The orders that the government did get – to ascertain customary and traditional rights – is now being implemented only in the Vedanta case. The government has not made any move to incorporate the Supreme Court order as part of the formal process of appraisal of projects.
It’s easy to pillory the nodal ministers for their inaction or their recoiling away from the responsibility that the Forest Rights Act imposes. The UPA has ensured that in public perception only these two are made out to be responsible for defending the law. It’s a smart bureaucratic trick that suggests that only nodal ministries are supposed to implement the law that falls under their administrative control and the rest can continue to argue against them or bend them.
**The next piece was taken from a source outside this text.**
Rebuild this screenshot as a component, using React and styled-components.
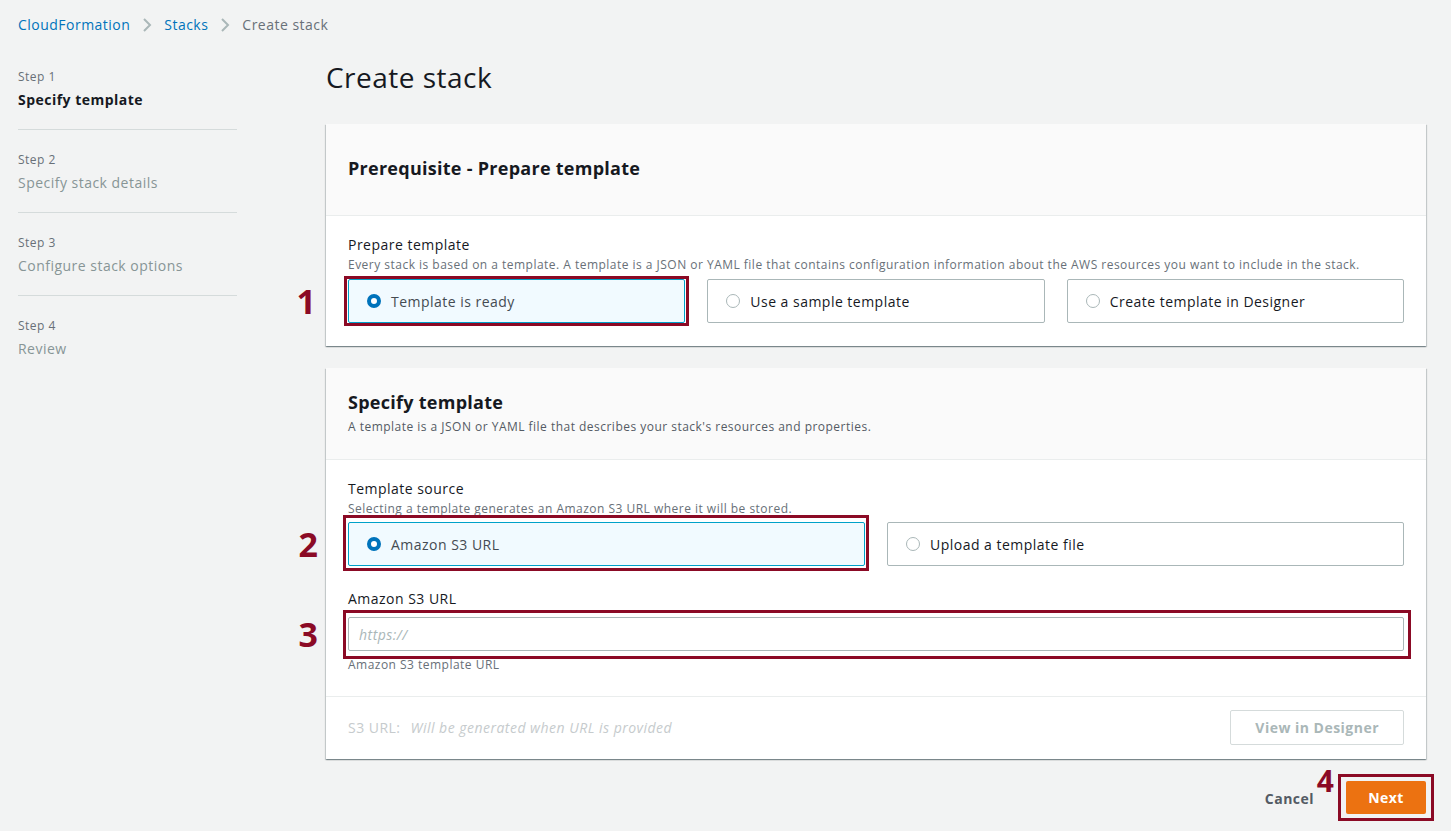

The over-riding decisions and powers of the Cabinet Committee on Infrastructure as well as the Group of Ministers on coal may be technically legitimate, but they have only added to this public posturing and abrogation of responsibilities.
Despite a strong and explicit political mandate to follow the law, it has taken humungous energy and resources to bring the Vedanta case nearer to a point of conclusion. But the high-profile case has created a smoke screen that keeps away from public eye the steady dilution of the rights of many other claimants to forestlands. These only blast out to seek attention occasionally when conflicts on ground turn violent, such as in the case of the Integrated Steel Plant in Jagatsinghpur district, Odisha by the Korean steel giant Posco.